Strategic Implications
  • Japan participated in AUKUS Pillar II maritime exercises in 2025, with trilateral aerospace materials projects planned for mid-2026
  • Defense industrial cooperation with Australia intensifies, including missile technology sharing and combined naval exercises
  • Semiconductor supply chain integration creates dual-use technology overlap between commercial and defense sectors
  • Type-12 missile deployments in southwestern islands create anti-access capabilities mirroring China’s own A2/AD strategy

Joint statements from Japan-Australia ministerial consultations, per the Australian Department of Foreign Affairs, explicitly cite Taiwan Strait stability as a “critical shared security interest” — language that Beijing views as interference in internal affairs.

What to Watch

China’s diplomatic response to Koizumi’s Shangri-La remarks will signal whether Beijing views Japan’s rearmament as primarily a US proxy issue or a bilateral security concern requiring direct engagement. Watch for formal diplomatic notes or Foreign Ministry briefings in the 48-72 hours following the Singapore speech.

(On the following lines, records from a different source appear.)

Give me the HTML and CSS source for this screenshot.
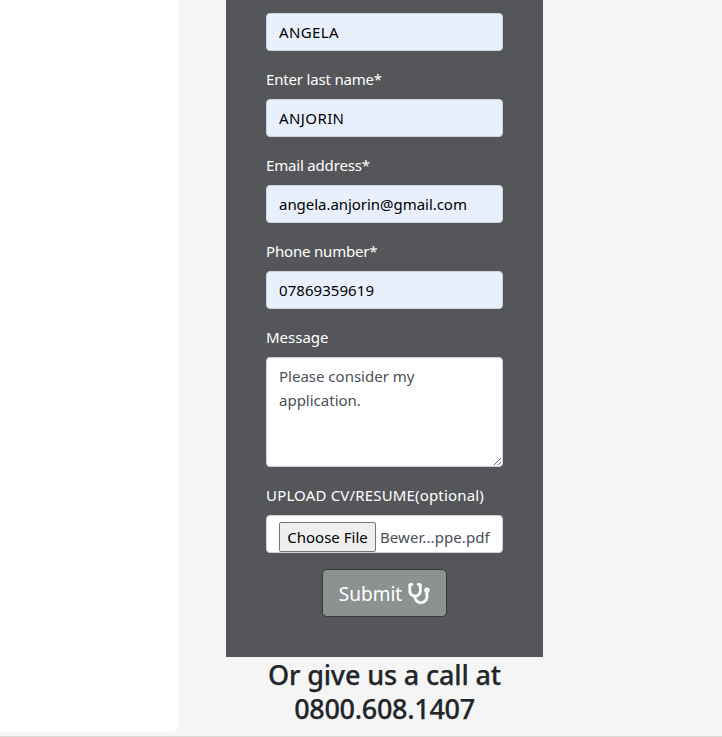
FILE: index.html
```
<!DOCTYPE html>
<html lang="en">
<head>
<meta charset="utf-8">
<title>Application form</title>
<link rel="stylesheet" href="styles.css">
</head>
<body>
<main class="page">
  <section class="content-panel"></section>
  <aside class="sidebar">
    <form class="application">
      <div class="field"><input class="control filled caps" aria-label="First name" value="ANGELA"></div>
      <div class="field"><label class="label tight" for="last">Enter last name*</label><input id="last" class="control filled caps" value="ANJORIN"></div>
      <div class="field"><label class="label tight" for="email">Email address*</label><input id="email" class="control filled" value="angela.anjorin@gmail.com"></div>
      <div class="field"><label class="label tight" for="phone">Phone number*</label><input id="phone" class="control filled digits" value="07869359619"></div>
      <div class="field"><label class="label" for="message">Message</label><textarea id="message" class="control message">Please consider my application.</textarea></div>
      <div class="field"><div class="label upload">UPLOAD CV/RESUME(optional)</div>
        <div class="control file"><button type="button" class="choose">Choose File</button><span class="filename">Bewer...ppe.pdf</span></div>
      </div>
      <button type="button" class="submit"><span>Submit</span><svg class="icon" viewBox="0 0 512 512"><path fill="currentColor" stroke="currentColor" stroke-width="5" d="M447.1 112c-34.2.5-62.3 28.4-63 62.6-.5 24.3 12.5 45.6 32 56.8V344c0 57.3-50.2 104-112 104-60 0-109.2-44.1-111.9-99.2C265 333.8 320 269.2 320 192V36.6c0-11.4-8.1-21.3-19.3-23.5L237.8.5c-13-2.6-25.6 5.8-28.2 18.8L206.4 35c-2.6 13 5.8 25.6 18.8 28.2l30.7 6.1v121.4c0 52.9-42.2 96.7-95.1 97.2-53.4.5-96.9-42.7-96.9-96V69.4l30.7-6.1c13-2.6 21.4-15.2 18.8-28.2l-3.1-15.7C107.7 6.4 95.1-2 82.1.6L19.3 13C8.1 15.3 0 25.1 0 36.6V192c0 77.3 55.1 142 128.1 156.8C130.7 439.2 208.6 512 304 512c97 0 176-75.4 176-168V231.4c19.1-11.1 32-31.7 32-55.4 0-35.7-29.2-64.5-64.9-64zm.9 80c-8.8 0-16-7.2-16-16s7.2-16 16-16 16 7.2 16 16-7.2 16-16 16z"/></svg></button>
    </form>
    <h2 class="call"><span class="call-text">Or give us a call at</span><br><span class="call-number">0800.608.1407</span></h2>
  </aside>
</main>
</body>
</html>
```
FILE: styles.css
```
* { box-sizing: border-box; }
body {
  margin: 0;
  background: #f5f5f5;
  color: #212529;
  font: 15px/24px "Segoe UI", "Noto Sans", "Open Sans", sans-serif;
  overflow: hidden;
}
.page {
  display: flex;
  height: 737px;
  border-bottom: 1px solid #d9d9d5;
}
.content-panel {
  width: 178px;
  height: 732px;
  background: #fff;
  border-radius: 0 0 8px 0;
}
.sidebar { width: 317px; margin-left: 48px; }
.application {
  height: 657px;
  padding: 13px 40px 40px;
  background: #555659;
  color: #fff;
}
.field { margin-bottom: 16px; }
.label { display: block; height: 24px; margin-bottom: 8px; white-space: nowrap; }
.tight { letter-spacing: -0.18px; }
.upload { letter-spacing: 0.17px; }
.control {
  display: block;
  width: 237px;
  height: 38px;
  margin: 0;
  padding: 6px 12px;
  border: 1px solid #ced4da;
  border-radius: 4px;
  background: #fff;
  color: #495057;
  font: inherit;
  outline: 0;
}
.filled { background: #e8f0fe; color: #000; letter-spacing: -0.04px; }
.caps { letter-spacing: 0.4px; }
.digits { letter-spacing: 0.06px; }
.message { height: 110px; resize: vertical; overflow: hidden; letter-spacing: 0; }
.file { display: flex; gap: 4px; padding-right: 0; overflow: hidden; }
.choose {
  flex: none;
  width: 97px;
  height: 30px;
  padding: 0;
  border: 1px solid #767676;
  border-radius: 2px;
  background: #efefef;
  color: #000;
  font: inherit;
  white-space: nowrap;
}
.filename { line-height: 30px; white-space: nowrap; letter-spacing: 0.08px; }
.submit {
  display: flex;
  align-items: center;
  justify-content: center;
  gap: 6px;
  width: 125px;
  height: 48px;
  margin: 0 auto;
  padding: 2px 0 0;
  border: 1px solid #343a3a;
  border-radius: 5px;
  background: #8c9191;
  color: #fff;
  font: 19px/30px "Segoe UI", "Noto Sans", sans-serif;
}
.icon { width: 22px; height: 21px; overflow: visible; margin-top: -2px; }
.call {
  margin: 1px 0 0;
  font-size: 27px;
  line-height: 34px;
  font-weight: 500;
  text-align: center;
  white-space: nowrap;
  -webkit-text-stroke: 0.25px #212529;
}
.call-text { letter-spacing: -0.15px; }
.call-number { letter-spacing: -0.3px; }
```
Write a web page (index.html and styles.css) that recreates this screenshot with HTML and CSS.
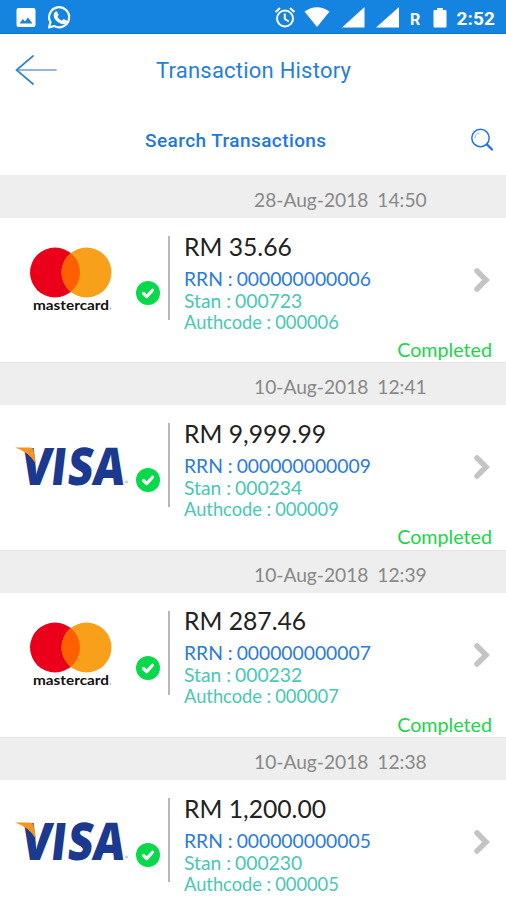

Japan’s fiscal 2027 defense budget request, expected in August 2026, will test whether current spending growth rates prove sustainable amid fiscal constraints and competing social welfare demands. According to PacForum, procurement delays and industrial capacity bottlenecks represent potential limiting factors on expansion pace.

Constitutional revision debates remain the long-term wildcard. While public opinion has shifted toward accepting robust self-defense capabilities, explicit authorization of offensive strike capabilities faces institutional resistance. The gap between operational reality — 1,000-kilometer-range missiles, forward deployments, alliance integration — and constitutional language creates legal ambiguity that opposition parties and civil society groups continue to challenge.

Taiwan contingency planning represents the unstated driver of Japanese defense transformation. Any escalation in cross-strait military activity will accelerate Tokyo’s timeline for acquiring capabilities relevant to collective defense scenarios, regardless of rhetorical commitments to pacifism.